Member of Parliament for Vegreville
- In office 1935–1940
- Preceded by: Michael Luchkovich
- Succeeded by: Anthony Hlynka

Personal details
- Born: December 31, 1887 Lyvennet Mill, Morland, England
- Died: May 17, 1975 (aged 87) Edmonton, Alberta, Canada
- Party: Social Credit
- Spouse: Edna Mattern
- Profession: Farmer, principal, teacher

= William Hayhurst =

Canadian politician (1887-1975)

William Hayhurst (December 31, 1887 – May 19, 1975) was a farmer, principal, teacher, businessman and a Canadian federal politician. He was born in Lyvennet Mill, Morland, England. Married Edna Mattern. Father of William LeRoy Hayhurst (born May 25, 1925; died February 27, 2011), Dea Crompton and Grace Lanctot (died August 13, 1998).

Hayhurst first ran a seat in the House of Commons of Canada in the 1930 Canadian federal election as a Liberal candidate in the Wetaskiwin district. He was defeated by Incumbent William Irvine, finishing last in a field of three candidates.

Hayhurst ran again in the 1935 Canadian federal election, this time under the Social Credit banner in the Vegreville district. Hayhurst's nomination as the Social Credit candidate was controversial. At the time, the Vegreville Social Credit organization had a two-stage nomination process: delegates elected three candidates at a nomination meeting, one of whom was later chosen by an advisory board. Paul Lesiuk, a teacher of Ukrainian background, actually received the greatest number of votes, but the board decided to give the nomination to Hayhurst, the second-place candidate. Many Ukrainian members of Social Credit opposed this decision, and refused to support Hayhurst in the general election. He narrowly defeated Co-operative Commonwealth Federation incumbent Michael Luchkovich in a hotly contested five-way race. Social Credit had little presence outside Alberta in this period, and Hayhurst sat as an opposition MP.

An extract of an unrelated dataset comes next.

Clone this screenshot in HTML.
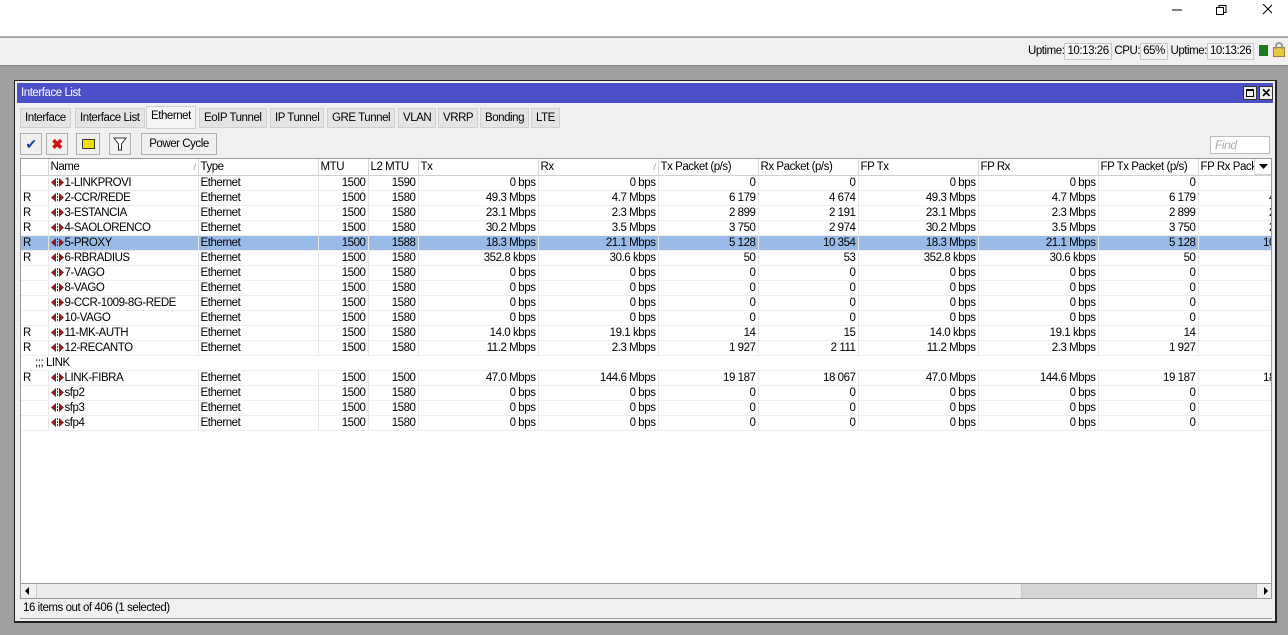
<!DOCTYPE html>
<html><head><meta charset="utf-8"><style>
*{margin:0;padding:0;box-sizing:border-box}
body{width:1288px;height:635px;overflow:hidden;background:#a0a0a0;font-family:"Liberation Sans",Arial,sans-serif;font-size:11.5px;color:#000;position:relative;letter-spacing:-0.45px}
.abs{position:absolute}
#top{left:0;top:0;width:1288px;height:37px;background:#fff;border-bottom:1px solid #b8b8b8}
#bar{left:0;top:38px;width:1288px;height:28px;background:#f0f0f0;border-bottom:1px solid #8a8a8a}
.box{display:inline-block;background:#f4f4f4;border:1px solid #c8c8c8;padding:0 2px;height:17px;line-height:15px}
#win{left:14px;top:80px;width:1263px;height:543px;background:#f0f0f0;border:1px solid #222;border-width:1px 2px 2px 1px}
#title{left:2px;top:2px;width:1256px;height:20px;background:#4b50c8;color:#fff;line-height:20px;padding-left:4px}
.tb{position:absolute;top:3px;width:14px;height:14px;background:#eee;border:1px solid #333}
.tab{position:absolute;top:27px;height:20px;line-height:19px;background:#e4e4e4;border:1px solid #d0d0d0;padding:0 4px}
.btn{position:absolute;top:52px;height:22px;border:1px solid #adadad;background:#f0f0f0;line-height:20px;text-align:center}
#list{left:5px;top:77px;width:1252px;height:426px;background:#fff;border:1px solid #9a9a9a;overflow:hidden}
table{border-collapse:collapse;table-layout:fixed;width:1277px}
td{height:15px;line-height:14px;padding:0 2px;white-space:nowrap;overflow:hidden;border-right:1px solid #e6e6e6;border-bottom:1px solid #eeeeee}
tr.h td{height:16px;background:#fff;border-right:1px solid #d6d6d6;border-bottom:1px solid #cfcfcf}
td.r{text-align:right}
tr.sel td{background:#99bbe8}
.ic{display:inline-block;width:13px;height:9px;vertical-align:-1px;margin-right:1px}
</style></head><body>
<div id="top" class="abs">
<svg class="abs" style="left:1172px;top:4px" width="100" height="12"><line x1="0" y1="6" x2="10" y2="6" stroke="#000"/><rect x="44.5" y="3.5" width="7" height="7" fill="none" stroke="#000"/><path d="M47 3.5V1.5h7v7h-2" fill="none" stroke="#000"/><path d="M91 0l10 10M101 0l-10 10" stroke="#000"/></svg>
</div>
<div id="bar" class="abs">
<div class="abs" style="left:1028px;top:5px;white-space:nowrap;letter-spacing:-0.45px">Uptime:<span class="box">10:13:26</span> CPU:<span class="box">65%</span> Uptime:<span class="box">10:13:26</span></div>
<div class="abs" style="left:1259px;top:7px;width:9px;height:11px;background:#1d7a1d"></div>
<div class="abs" style="left:1273px;top:9px;width:12px;height:10px;background:#e8c840;border:1px solid #a08020"></div>
<div class="abs" style="left:1275px;top:4px;width:8px;height:7px;border:2px solid #999;border-bottom:none;border-radius:4px 4px 0 0"></div>
</div>
<div id="win" class="abs">
<div id="title" class="abs">Interface List
<div class="tb" style="left:1226px"><div style="margin:2px;width:8px;height:8px;border:1px solid #000;border-top-width:2px"></div></div>
<div class="tb" style="left:1242px;font-weight:bold;color:#000;line-height:12px;text-align:center;font-size:12px">✕</div>
</div>
<div class="tab" style="left:5px">Interface</div>
<div class="tab" style="left:60px">Interface List</div>
<div class="tab" style="left:131px;top:25px;height:23px;background:#f5f5f5">Ethernet</div>
<div class="tab" style="left:184px">EoIP Tunnel</div>
<div class="tab" style="left:255px">IP Tunnel</div>
<div class="tab" style="left:312px">GRE Tunnel</div>
<div class="tab" style="left:383px">VLAN</div>
<div class="tab" style="left:423px">VRRP</div>
<div class="tab" style="left:465px">Bonding</div>
<div class="tab" style="left:516px">LTE</div>
<div class="btn" style="left:5px;width:22px;color:#1a3cb0;font-size:14px">✔</div>
<div class="btn" style="left:31px;width:22px;color:#d01010;font-weight:bold;font-size:14px">✖</div>
<div class="btn" style="left:61px;width:24px"><div style="margin:5px auto;width:13px;height:10px;background:#f3e000;border:1px solid #333"></div></div>
<div class="btn" style="left:94px;width:22px"><svg width="14" height="16" style="margin-top:2px"><path d="M1 2h12l-4.5 6v6h-3v-6z" fill="#fff" stroke="#333"/></svg></div>
<div class="btn" style="left:126px;width:76px">Power Cycle</div>
<div class="abs" style="left:1195px;top:55px;width:60px;height:18px;background:#fff;border:1px solid #bbb;color:#aaa;font-style:italic;padding-left:4px;line-height:16px;font-size:12px">Find</div>
<div id="list" class="abs">
<svg width="0" height="0" style="position:absolute"><defs><g id="i"><path d="M0 4.5L5 0v9z" fill="#8b1e1e"/><path d="M6.5 0v9" stroke="#8b1e1e" stroke-dasharray="2 1"/><path d="M13 4.5L8 0v9z" fill="#8b1e1e"/></g></defs></svg>
<table>
<colgroup><col style="width:27px"><col style="width:150px"><col style="width:120px"><col style="width:50px"><col style="width:50px"><col style="width:120px"><col style="width:120px"><col style="width:100px"><col style="width:100px"><col style="width:120px"><col style="width:120px"><col style="width:100px"><col style="width:100px"></colgroup>
<tr class="h"><td></td><td>Name<span style="float:right;color:#999;font-size:9px">/</span></td><td>Type</td><td>MTU</td><td>L2 MTU</td><td>Tx</td><td>Rx<span style="float:right;color:#999;font-size:9px">/</span></td><td>Tx Packet (p/s)</td><td>Rx Packet (p/s)</td><td>FP Tx</td><td>FP Rx</td><td>FP Tx Packet (p/s)</td><td>FP Rx Pack</td></tr>
<tr><td></td><td><svg class="ic"><use href="#i"/></svg>1-LINKPROVI</td><td>Ethernet</td><td class="r">1500</td><td class="r">1590</td><td class="r">0 bps</td><td class="r">0 bps</td><td class="r">0</td><td class="r">0</td><td class="r">0 bps</td><td class="r">0 bps</td><td class="r">0</td><td class="r">0</td></tr>
<tr><td>R</td><td><svg class="ic"><use href="#i"/></svg>2-CCR/REDE</td><td>Ethernet</td><td class="r">1500</td><td class="r">1580</td><td class="r">49.3 Mbps</td><td class="r">4.7 Mbps</td><td class="r">6 179</td><td class="r">4 674</td><td class="r">49.3 Mbps</td><td class="r">4.7 Mbps</td><td class="r">6 179</td><td class="r">4 674</td></tr>
<tr><td>R</td><td><svg class="ic"><use href="#i"/></svg>3-ESTANCIA</td><td>Ethernet</td><td class="r">1500</td><td class="r">1580</td><td class="r">23.1 Mbps</td><td class="r">2.3 Mbps</td><td class="r">2 899</td><td class="r">2 191</td><td class="r">23.1 Mbps</td><td class="r">2.3 Mbps</td><td class="r">2 899</td><td class="r">2 191</td></tr>
<tr><td>R</td><td><svg class="ic"><use href="#i"/></svg>4-SAOLORENCO</td><td>Ethernet</td><td class="r">1500</td><td class="r">1580</td><td class="r">30.2 Mbps</td><td class="r">3.5 Mbps</td><td class="r">3 750</td><td class="r">2 974</td><td class="r">30.2 Mbps</td><td class="r">3.5 Mbps</td><td class="r">3 750</td><td class="r">2 974</td></tr>
<tr class="sel"><td>R</td><td><svg class="ic"><use href="#i"/></svg>5-PROXY</td><td>Ethernet</td><td class="r">1500</td><td class="r">1588</td><td class="r">18.3 Mbps</td><td class="r">21.1 Mbps</td><td class="r">5 128</td><td class="r">10 354</td><td class="r">18.3 Mbps</td><td class="r">21.1 Mbps</td><td class="r">5 128</td><td class="r">10 354</td></tr>
<tr><td>R</td><td><svg class="ic"><use href="#i"/></svg>6-RBRADIUS</td><td>Ethernet</td><td class="r">1500</td><td class="r">1580</td><td class="r">352.8 kbps</td><td class="r">30.6 kbps</td><td class="r">50</td><td class="r">53</td><td class="r">352.8 kbps</td><td class="r">30.6 kbps</td><td class="r">50</td><td class="r">53</td></tr>
<tr><td></td><td><svg class="ic"><use href="#i"/></svg>7-VAGO</td><td>Ethernet</td><td class="r">1500</td><td class="r">1580</td><td class="r">0 bps</td><td class="r">0 bps</td><td class="r">0</td><td class="r">0</td><td class="r">0 bps</td><td class="r">0 bps</td><td class="r">0</td><td class="r">0</td></tr>
<tr><td></td><td><svg class="ic"><use href="#i"/></svg>8-VAGO</td><td>Ethernet</td><td class="r">1500</td><td class="r">1580</td><td class="r">0 bps</td><td class="r">0 bps</td><td class="r">0</td><td class="r">0</td><td class="r">0 bps</td><td class="r">0 bps</td><td class="r">0</td><td class="r">0</td></tr>
<tr><td></td><td><svg class="ic"><use href="#i"/></svg>9-CCR-1009-8G-REDE</td><td>Ethernet</td><td class="r">1500</td><td class="r">1580</td><td class="r">0 bps</td><td class="r">0 bps</td><td class="r">0</td><td class="r">0</td><td class="r">0 bps</td><td class="r">0 bps</td><td class="r">0</td><td class="r">0</td></tr>
<tr><td></td><td><svg class="ic"><use href="#i"/></svg>10-VAGO</td><td>Ethernet</td><td class="r">1500</td><td class="r">1580</td><td class="r">0 bps</td><td class="r">0 bps</td><td class="r">0</td><td class="r">0</td><td class="r">0 bps</td><td class="r">0 bps</td><td class="r">0</td><td class="r">0</td></tr>
<tr><td>R</td><td><svg class="ic"><use href="#i"/></svg>11-MK-AUTH</td><td>Ethernet</td><td class="r">1500</td><td class="r">1580</td><td class="r">14.0 kbps</td><td class="r">19.1 kbps</td><td class="r">14</td><td class="r">15</td><td class="r">14.0 kbps</td><td class="r">19.1 kbps</td><td class="r">14</td><td class="r">15</td></tr>
<tr><td>R</td><td><svg class="ic"><use href="#i"/></svg>12-RECANTO</td><td>Ethernet</td><td class="r">1500</td><td class="r">1580</td><td class="r">11.2 Mbps</td><td class="r">2.3 Mbps</td><td class="r">1 927</td><td class="r">2 111</td><td class="r">11.2 Mbps</td><td class="r">2.3 Mbps</td><td class="r">1 927</td><td class="r">2 111</td></tr>
<tr><td colspan="13" style="padding-left:14px;border-right:none">;;; LINK</td></tr>
<tr><td>R</td><td><svg class="ic"><use href="#i"/></svg>LINK-FIBRA</td><td>Ethernet</td><td class="r">1500</td><td class="r">1500</td><td class="r">47.0 Mbps</td><td class="r">144.6 Mbps</td><td class="r">19 187</td><td class="r">18 067</td><td class="r">47.0 Mbps</td><td class="r">144.6 Mbps</td><td class="r">19 187</td><td class="r">18 067</td></tr>
<tr><td></td><td><svg class="ic"><use href="#i"/></svg>sfp2</td><td>Ethernet</td><td class="r">1500</td><td class="r">1580</td><td class="r">0 bps</td><td class="r">0 bps</td><td class="r">0</td><td class="r">0</td><td class="r">0 bps</td><td class="r">0 bps</td><td class="r">0</td><td class="r">0</td></tr>
<tr><td></td><td><svg class="ic"><use href="#i"/></svg>sfp3</td><td>Ethernet</td><td class="r">1500</td><td class="r">1580</td><td class="r">0 bps</td><td class="r">0 bps</td><td class="r">0</td><td class="r">0</td><td class="r">0 bps</td><td class="r">0 bps</td><td class="r">0</td><td class="r">0</td></tr>
<tr><td></td><td><svg class="ic"><use href="#i"/></svg>sfp4</td><td>Ethernet</td><td class="r">1500</td><td class="r">1580</td><td class="r">0 bps</td><td class="r">0 bps</td><td class="r">0</td><td class="r">0</td><td class="r">0 bps</td><td class="r">0 bps</td><td class="r">0</td><td class="r">0</td></tr>
</table>
<div class="abs" style="left:1233px;top:0;width:18px;height:16px;background:#fff;border-left:1px solid #d6d6d6;border-bottom:1px solid #cfcfcf"><svg width="16" height="14"><path d="M4 5h9l-4.5 5z" fill="#000"/></svg></div>
</div>
<div class="abs" style="left:5px;top:502px;width:1252px;height:16px;background:#f0f0f0;border:1px solid #9a9a9a">
<div class="abs" style="left:0;top:0;width:15px;height:14px"><svg width="15" height="14"><path d="M4 7l4-4v8z" fill="#000"/></svg></div>
<div class="abs" style="left:15px;top:0;width:986px;height:14px;background:#ececec;border-left:1px solid #c8c8c8;border-right:1px solid #c8c8c8"></div>
<div class="abs" style="left:1001px;top:0;width:234px;height:14px;background:#d4d4d4"></div>
<div class="abs" style="right:0;top:0;width:15px;height:14px;border-left:1px solid #c8c8c8"><svg width="15" height="14"><path d="M11 7l-4-4v8z" fill="#000"/></svg></div>
</div>
<div class="abs" style="left:5px;top:520px;width:1252px;height:18px;border-bottom:1px solid #a0a0a0;line-height:15px;padding-left:3px">16 items out of 406 (1 selected)</div>
</div>
</body></html>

Anthony Hlynka, Hayhurst's successor as MP for Vegreville, described him as a "polite, intelligent and well-read" man who "carried out his duties as an MP quite well, but [...] had a difficult time representing a riding in which eighty per cent of the population was of other than British origin". He occasionally made parliamentary statements in support of Ukrainian national aspirations, but had difficulty communicating with his constituents. Many Ukrainian members of the Social Credit party asked him to seek re-election in Athabaska rather than run again in Vegreville in the 1940 federal election. He ignored this advice, and let his name stand at the Vegreville Social Credit nomination meeting in September 1939. The result was an unexpected embarrassment: he finished last in a field of five candidates on the first ballot, and was automatically eliminated.

After his nomination defeat, Hayhurst belatedly decided to seek the Social Credit nomination in Athabaska. He won the nomination, but lost to Liberal Joseph Miville Dechene in the general election. Hayhurst officially appeared on the ballot as the candidate of the New Democracy party, an affiliate of Social Credit. He died in Edmonton in 1975.